_SHORT TASK_: Each line that holds the word "index" counts once; report the total and nothing else.

_PROVIDED MATERIAL_:
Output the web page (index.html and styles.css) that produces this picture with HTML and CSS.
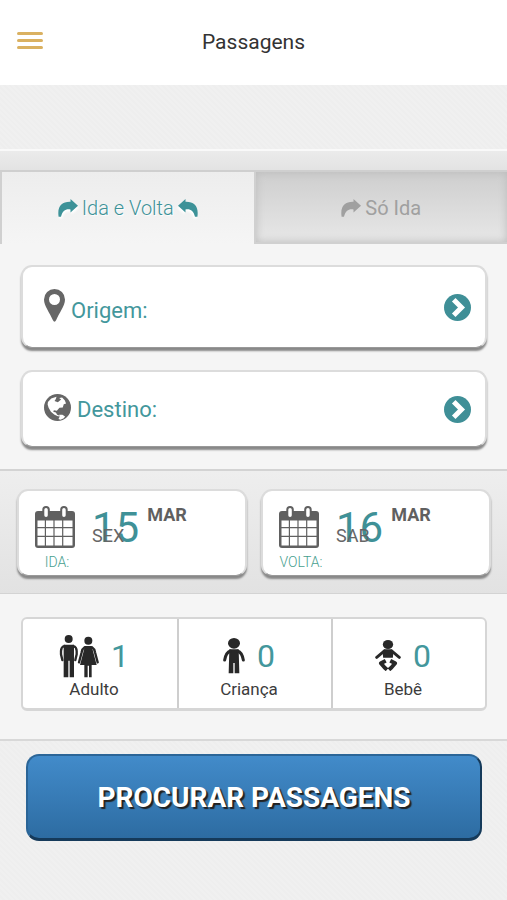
FILE: index.html
```html
<!DOCTYPE html>
<html lang="pt-BR">
<head>
<meta charset="utf-8">
<meta name="viewport" content="width=device-width, initial-scale=1">
<title>Passagens</title>
<link rel="stylesheet" href="styles.css">
</head>
<body>
<svg class="defs" aria-hidden="true">
  <symbol id="arrow" viewBox="0 0 20 18"><path d="M12.500 0 20 6.800 12.500 13.500V10.500C8 9.600 4.600 11.500 3 17.800H.6C-1 7 4 2.500 12.500 2.800Z"/></symbol>
  <symbol id="chevron" viewBox="0 0 27 27"><circle cx="13.500" cy="13.500" r="13.500"/><path d="M11.500 7.500 17.500 13.500 11.500 19.500" fill="none" stroke="#fff" stroke-width="5" stroke-linecap="square"/></symbol>
  <symbol id="calendar" viewBox="0 0 40 42">
    <rect y="5" width="40" height="37" rx="3"/>
    <path fill="#fff" d="M2.500 14.500h7.300v6.600H2.500zm8.500 0h7.400v6.600H11zm8.600 0h7.500v6.600h-7.500zm8.700 0h9.200v6.600h-9.200zM2.500 22.300h7.300v7.400H2.500zm8.500 0h7.400v7.400H11zm8.600 0h7.500v7.400h-7.500zm8.700 0h9.200v7.400h-9.200zM2.500 31h7.300v8.500H2.500zm8.500 0h7.400v8.500H11zm8.600 0h7.500v8.500h-7.500zm8.700 0h9.200v8.500h-9.200z"/>
    <rect x="8.300" y="1" width="5.500" height="11" rx="2.700" fill="#fff" stroke="currentColor" stroke-width="2"/>
    <rect x="26.200" y="1" width="5.500" height="11" rx="2.700" fill="#fff" stroke="currentColor" stroke-width="2"/>
  </symbol>
</svg>

<header class="topbar">
  <button class="menu" type="button" aria-label="Menu"><span></span><span></span><span></span></button>
  <h1>Passagens</h1>
</header>

<main>
  <div class="band"></div>
  <nav class="tabs">
    <button class="tab active" type="button"><svg><use href="#arrow"/></svg>Ida e Volta<svg class="flip"><use href="#arrow"/></svg></button>
    <button class="tab" type="button"><svg><use href="#arrow"/></svg>Só Ida</button>
  </nav>

  <section class="places">
    <button class="card place origin" type="button">
      <svg class="pin" viewBox="0 0 21 33"><path fill-rule="evenodd" d="M10.500 0A10.500 10.500 0 0 0 0 10.500C0 17 6 24 8.800 31q1.700 3.500 3.400 0C15 24 21 17 21 10.500A10.500 10.500 0 0 0 10.500 0ZM10.500 5a5.500 5.500 0 1 1 0 11 5.500 5.500 0 0 1 0-11Z"/></svg>
      <span>Origem:</span>
      <svg class="go"><use href="#chevron"/></svg>
    </button>
    <button class="card place" type="button">
      <svg class="globe" viewBox="132 98 82 82"><circle cx="173" cy="139" r="41"/><path fill="#fff" d="m144 122 10-10 16-6-2 7-4 6 10 4 10-8-6-5 9-1 8 8 4 10-7 2-3 10-10 1-8 9-9-2-2 5 8 2 4 7 6 2-2 3-12-5-11-9-7-12-3-10zM178 161l10 0 8 5-4 6-10 4-6-2 3-6z"/></svg>
      <span>Destino:</span>
      <svg class="go"><use href="#chevron"/></svg>
    </button>
  </section>

  <section class="dates">
    <button class="card date" type="button">
      <span class="when"><svg><use href="#calendar"/></svg><span>IDA:</span></span>
      <span class="day">15<span class="weekday">SEX</span></span>
      <span class="month">MAR</span>
    </button>
    <button class="card date" type="button">
      <span class="when"><svg><use href="#calendar"/></svg><span>VOLTA:</span></span>
      <span class="day">16<span class="weekday">SAB</span></span>
      <span class="month">MAR</span>
    </button>
  </section>

  <section class="people">
    <div class="group">
      <button class="person" type="button">
        <span class="count"><svg class="adult" viewBox="180 100 120 132"><circle cx="209" cy="115" r="12"/><path d="M194 132h31v98h-13v-50h-4v50h-14z"/><circle cx="268" cy="120" r="12"/><path d="M258 136h20l15 57h-15v37h-8v-35h-4v35h-10v-37h-13z"/><path fill="none" stroke="currentColor" stroke-width="7" stroke-linecap="round" d="M196 136q-10 3-10 15v10l4 17M223 136q10 3 10 15v10l-4 17M257 140q-7 4-9 15l-8 30M279 140q7 4 9 15l8 30"/></svg><b>1</b></span>
        <span class="name">Adulto</span>
      </button>
      <button class="person" type="button">
        <span class="count"><svg class="child" viewBox="672 112 66 108"><ellipse cx="705" cy="128" rx="18" ry="16"/><path d="M691 146h28l2 72h-14v-31h-4v31h-14z"/><path fill="none" stroke="currentColor" stroke-width="9" stroke-linecap="round" d="M694 151q-13 4-17 27M716 151q13 4 17 27"/></svg><b>0</b></span>
        <span class="name">Criança</span>
      </button>
      <button class="person" type="button">
        <span class="count"><svg class="baby" viewBox="374 117 80 96"><ellipse cx="414" cy="131" rx="16" ry="14"/><path d="M402 146h24l5 6-2 20h-30l-2-20z"/><path fill="none" stroke="currentColor" stroke-width="9" stroke-linecap="round" d="m403 151-24 20M425 151l24 20"/><path fill="none" stroke="currentColor" stroke-width="12" stroke-linejoin="round" d="m407 181-15 8 12 14 7 6M421 181l15 8-12 14-7 6"/></svg><b>0</b></span>
        <span class="name">Bebê</span>
      </button>
    </div>
  </section>

  <section class="actions">
    <button class="search" type="submit">PROCURAR PASSAGENS</button>
  </section>
</main>
</body>
</html>
```
FILE: styles.css
```css
* { box-sizing: border-box; }

body {
  margin: 0;
  min-height: 100vh;
  font-family: Roboto, "Liberation Sans", sans-serif;
  color: #333;
  background: repeating-linear-gradient(45deg, #f0f0f0 0 2px, #eee 2px 4px);
}

button {
  margin: 0;
  padding: 0;
  border: 0;
  background: none;
  font: inherit;
  color: inherit;
  cursor: pointer;
}

svg { fill: currentColor; flex: none; }
.defs { display: none; }

.topbar {
  display: grid;
  grid-template-columns: 26px 1fr 26px;
  align-items: center;
  height: 85px;
  padding: 0 17px 2px;
  background: #fff;
}
.topbar h1 {
  margin: 0;
  text-align: center;
  font-size: 21px;
  font-weight: 400;
  line-height: 24px;
}
.menu { display: grid; gap: 4px; padding-bottom: 2px; }
.menu span { height: 3px; border-radius: 2px; background: #dab161; }

main { padding-top: 64px; }

.band {
  height: 23px;
  border-top: 2px solid #f9f9f9;
  border-bottom: 2px solid #cfcfcf;
  background: linear-gradient(#ebebeb, #e3e3e3);
}

.tabs { display: grid; grid-template-columns: 1fr 1fr; background: #f5f5f5; }
.tab {
  display: flex;
  align-items: center;
  justify-content: center;
  gap: 4px;
  height: 72px;
  padding-top: 2px;
  font-size: 20px;
  color: #a0a0a0;
  border: 2px solid #d0d0d0;
  border-top: 0;
  border-right: 0;
  background: linear-gradient(#cecece, #e7e7e7);
  box-shadow: inset 0 0 8px #bbb;
}
.tab.active {
  padding-top: 0;
  font-weight: 300;
  color: #3d9298;
  border-bottom: 0;
  background: linear-gradient(#ededed, #f5f5f5);
  box-shadow: none;
  text-shadow: 1px 1px 1px #fff;
}
.tab svg { width: 20px; height: 18px; }
.tab.active svg { filter: drop-shadow(1px 2px 1px #fff); }
.flip { transform: scaleX(-1); }

.card {
  border: 2px solid #dcdcdc;
  border-bottom: 1px solid #999;
  border-radius: 11px;
  background: #fff;
  box-shadow: 0 3px 2px #888;
}

.places {
  display: grid;
  gap: 22px;
  padding: 21px 20px 22px 21px;
  background: #f5f5f5;
}
.place {
  display: flex;
  align-items: center;
  gap: 6px;
  height: 77px;
  padding: 0 14px 0 21px;
  font-size: 22px;
  line-height: 26px;
  color: #43979c;
}
.place span { padding-top: 2px; }
.origin { height: 83px; }
.origin span { padding-top: 8px; }
.pin { width: 21px; height: 33px; margin-bottom: 4px; color: #666; }
.globe { width: 27px; height: 27px; margin-bottom: 4px; color: #666; }
.go { width: 27px; height: 27px; margin-left: auto; color: #3f8f97; }

.dates {
  display: grid;
  grid-template-columns: 1fr 1fr;
  gap: 14px;
  padding: 18px 16px 17px 17px;
  border: solid #d3d3d3;
  border-width: 2px 0 1px;
  background: linear-gradient(#eee, #e2e2e2);
}
.date {
  display: flex;
  align-items: flex-start;
  height: 87px;
  padding: 15px 0 0 15px;
  color: #606060;
}
.when {
  display: grid;
  justify-items: center;
  gap: 6px;
  width: 46px;
  font-size: 14px;
  font-weight: 300;
  line-height: 16px;
  color: #48a08f;
}
.when svg { width: 40px; height: 42px; margin-right: 4px; color: #606060; }
.day {
  position: relative;
  margin-left: 12px;
  font-size: 42px;
  line-height: 44px;
  color: #3f9197;
}
.weekday {
  position: absolute;
  left: 0;
  top: 20px;
  font-size: 18px;
  line-height: 20px;
  color: #666;
}
.month {
  margin-left: 8px;
  font-size: 18px;
  font-weight: 700;
  line-height: 18px;
}

.people { padding: 23px 20px 28px 21px; background: #f5f5f5; border-bottom: 2px solid #d8d8d8; }
.group {
  display: grid;
  grid-template-columns: repeat(3, 1fr);
  border: 2px solid #d6d6d6;
  border-bottom-width: 3px;
  border-radius: 6px;
  background: #fff;
}
.person { height: 89px; padding: 6px 12px 0 0; }
.person + .person { border-left: 2px solid #cecece; }
.count {
  display: flex;
  align-items: center;
  justify-content: center;
  gap: 12px;
  height: 44px;
  color: #282828;
}
.count b { font-size: 32px; font-weight: 400; line-height: 36px; color: #43979c; }
.name { display: block; font-size: 17px; line-height: 22px; color: #3c3c3c; }
.adult { width: 40px; height: 44px; }
.child { width: 22px; height: 36px; }
.baby { width: 26px; height: 31px; }

.actions { padding: 13px 25px 32px 26px; }
.search {
  width: 100%;
  height: 87px;
  border: 2px solid #2b6597;
  border-right-color: #153a5a;
  border-bottom: 3px solid #153a5a;
  border-radius: 13px;
  background: linear-gradient(#428bca, #2d6ca2);
  font-size: 28px;
  font-weight: 700;
  color: #fff;
  text-shadow: 2px 2px 1px #222;
}
```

_EXERCISE OUTPUT_: 2